Formed in 2015, the CTPTF picked up where a previous task force left off to revise SPP’s Tariff to comply with FERC’s 2011 order introducing competition to transmission development. The group has worked to improve the competitive process following the first two solicitations, neither of which resulted in an approved project.
Admin Cost Recovery Looks at Demand, Energy Charges
Evergy’s John Olsen, chair of the Schedule 1A Task Force, told the MOPC his group will propose revisions to SPP’s administrative fee recovery mechanism at the committee’s January meeting. Olsen said that timeline would give members a year to work with their regulators before final revisions are filed with FERC in 2020.
Olsen said the group favors a mix of demand and energy charges, with market costs recovered through energy charges and planning costs recovered through demand charges. Contested issues include scheduling and dispatch costs and what “determinants” should be included in cost allocation calculations, he said.
“The debate has been whether generators or loads pay for all cost,” Olsen said.
He shared a picture of Grant and Tenaska’s John Varnell, wearing seemingly identical plaid shirts and body language during a task force meeting.
“That’s what five hours of talking about denominator billing determinants will do to a person,” Olsen said, drawing laughs.
The task force has been asked to simplify the rate structure and include energy transactions into the design. The RTO’s administrative fee of 42.9 cents/MWh is budgeted to recover $164 million in the current budget year. The administrative fee is collected on contracts between transmission providers and customers. Point-to-point contracts are billed against reserved transmission capacity, and network service is billed against the prior year’s average monthly zonal peak. (See SPP Stakeholders to Study Admin Fee Changes.)
MOPC Approves Order 845 Compliance Language
The MOPC easily endorsed the Regional Tariff Work Group’s revisions to the pro forma large generator interconnection procedures and large generator interconnection agreement to comply with FERC Order 845. The commission’s order is designed to address delays in interconnection queues, a common complaint among SPP’s membership.
RTWG Chair David Kays, with Oklahoma Gas and Electric, said Revision Request 325 will not be filed until a pending rehearing request before the commission is resolved, which would likely add another 90 days to the timeline.
The vote was unanimous, with only ITC abstaining.
The MOPC rejected a change to the ITP’s operational model development, agreeing that ESWG/TWG RR317 would be undoing the Transmission Planning Improvement Task Force’s work.
The change would have removed the day-ahead reliability unit commitment to evaluate economic flowgates in planning models. It was removed from the consent agenda, with two members abstaining from the vote.

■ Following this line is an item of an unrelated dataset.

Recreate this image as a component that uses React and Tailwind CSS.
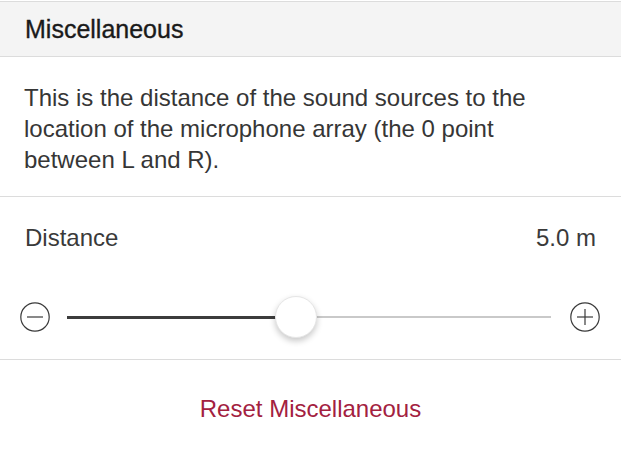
import React, { useState } from 'react';

const MIN = 0.5;
const MAX = 10;

const CircleIcon = ({ plus }) => (
    <svg width="30" height="30" viewBox="0 0 30 30" fill="none" stroke="#3a3a3a" strokeWidth="1.2">
        <circle cx="15" cy="15" r="14.2" />
        <line x1="7" y1="15" x2="23" y2="15" />
        {plus && <line x1="15" y1="7" x2="15" y2="23" />}
    </svg>
);

const App = () => {
    const [distance] = useState(5.0);
    const pct = ((distance - MIN) / (MAX - MIN)) * 100;

    return (
        <div className="w-full h-[461px] bg-white pt-px overflow-hidden" style={{ fontFamily: '"Liberation Sans", Arial, sans-serif' }}>
            {/* Section header */}
            <div className="h-[56px] flex items-center px-[25px] bg-[#f4f4f4] border-y border-[#dcdcdc]">
                <h2 className="text-[25px] font-medium text-[#1a1a1a] leading-none [-webkit-text-stroke:0.35px_#1a1a1a]">Miscellaneous</h2>
            </div>

            {/* Description */}
            <div className="pl-[24px] pr-[60px] pt-[25px] pb-[21px] border-b border-[#dcdcdc]">
                <p className="text-[24px] leading-[31px] text-[#363636]">
                    This is the distance of the sound sources to the location of the microphone array (the 0 point between L and R).
                </p>
            </div>

            {/* Distance */}
            <div className="pt-[25px] pb-[21px] border-b border-[#dcdcdc]">
                <div className="flex justify-between px-[25px] text-[24px] leading-[31px] text-[#3a3a3a]">
                    <span>Distance</span>
                    <span>{distance.toFixed(1)} m</span>
                </div>
                <div className="mt-[43px] h-[42px] flex items-center pl-[20px] pr-[21px]">
                    <CircleIcon />
                    <div className="relative flex-1 ml-[17px] mr-[19px] h-[3px] flex items-center">
                        <div className="h-[3px] bg-[#3c3c3c]" style={{ width: `${pct}%` }} />
                        <div className="flex-1 h-[2px] bg-[#c9c9c9]" />
                        <div
                            className="absolute top-1/2 w-[42px] h-[42px] -translate-x-1/2 -translate-y-1/2 rounded-full bg-white border border-[#e6e6e6] shadow-[0_3px_6px_rgba(0,0,0,0.22)]"
                            style={{ left: `${pct}%` }}
                        />
                    </div>
                    <CircleIcon plus />
                </div>
            </div>

            {/* Reset */}
            <div className="h-[96px] flex items-center justify-center">
                <button className="text-[24px] leading-[31px] text-[#a3213f]">Reset Miscellaneous</button>
            </div>
        </div>
    );
};

export default App;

The committee unanimously approved the rest of the agenda, which included 10 revision requests, updates to the 2019 ITP assessment’s scope, removal of references to the SPP Regional Entity from the MOPC’s scope, the MWG’s annual violation relaxation limits analysis, and charter changes for the Operating Reliability, Operations Training Project Cost and Regional Compliance Working Groups. (RR318 was discussed separately but also passed unanimously.):
- BPWG RR319: Standardizes market import service (MIS) over all SPP ties by adding MIS to the Miles City DC tie in Montana, which is partially owned by the Western Area Power Administration.
- ESWG/TWG RR321: Cleans up several items, grammatical errors and small improvements in the ITP manual that were discovered since its approval.
- MWG RR288: Allows non-dispatchable variable energy resources converting to dispatchable to use control statuses not originally available to them. SPP’s control statuses are: offline (the resource is not operating); non-regulating (online and capable of following a dispatch instruction or contingency reserve deployment but not eligible to clear regulation service); regulating (online and capable of following dispatch or contingency reserve instruction, and regulation deployment); and manual (online but not able to follow dispatch; e.g., start-up, shutdown, testing, etc.).
- MWG RR316: Updates the multi-configuration (combined cycle) resource market design by adding two additional commitment parameters: group minimum down time and plant minimum down time. Also removes sync-to-min and min-to-off times from the submitted minimum down time or group minimum down time when the resource transitions between operational configurations. The current design only allows individual registered configurations to submit a minimum down time.
- MWG RR328: Allows the automation of out-of-merit energy and RUC make-whole payment calculations when a contingency reserve deployment test is issued.
- MWG RR332: Corrects protocol calculations from designs implemented in RR200 (design change for bilateral settlement schedules and over-collected losses (OCL) distribution) and RR235 (correction to RR200) necessary to ensure bilateral settlement schedules are receiving their correct OCL. The change — which also must be approved by the Regional Tariff Working Group — ensures corrected resettlements back to the original May 1, 2018, release date. The RTWG next meets Oct. 25.
- MWG RR333: Modifies four charge types necessary to implement RR229 (FERC Order 831 compliance) and discovered by staff during a recent settlements system replacement project. It also must go before the RTWG for approval.
- ORWG RR318: Changes the contingency reserve requirement calculation to allow the use of the “most severe single contingency” as the basis of the minimum contingency reserve requirement on an hourly basis. SPP said the revision allows it to more accurately and reliably set the reserve requirement.
- RTWG RR305: Updates Tariff language following modifications to the aggregate facilities study process by removing the requirement to file a service agreement before modeling new transmission service in the ITP models. Also removes the requirement that SPP issue notifications to construct (NTC) and notifications to construct with conditions (NTC-C) before filing a service agreement. Adds a financial commitment date of four years to the issuance of an NTC or NTC-C.
- RTWG RR322: Changes the Tariff and other documents to reflect that the RTO is no longer using U.S. Energy Information Administration data in monthly load forecasts. SPP said the data in the EIA report are not granular enough because they are at the balancing authority level, rather than the local balancing authority level required. In January, the RTO began using forecast data that are available through the NERC system data exchange (SDX) and historical data where forecasts are not available.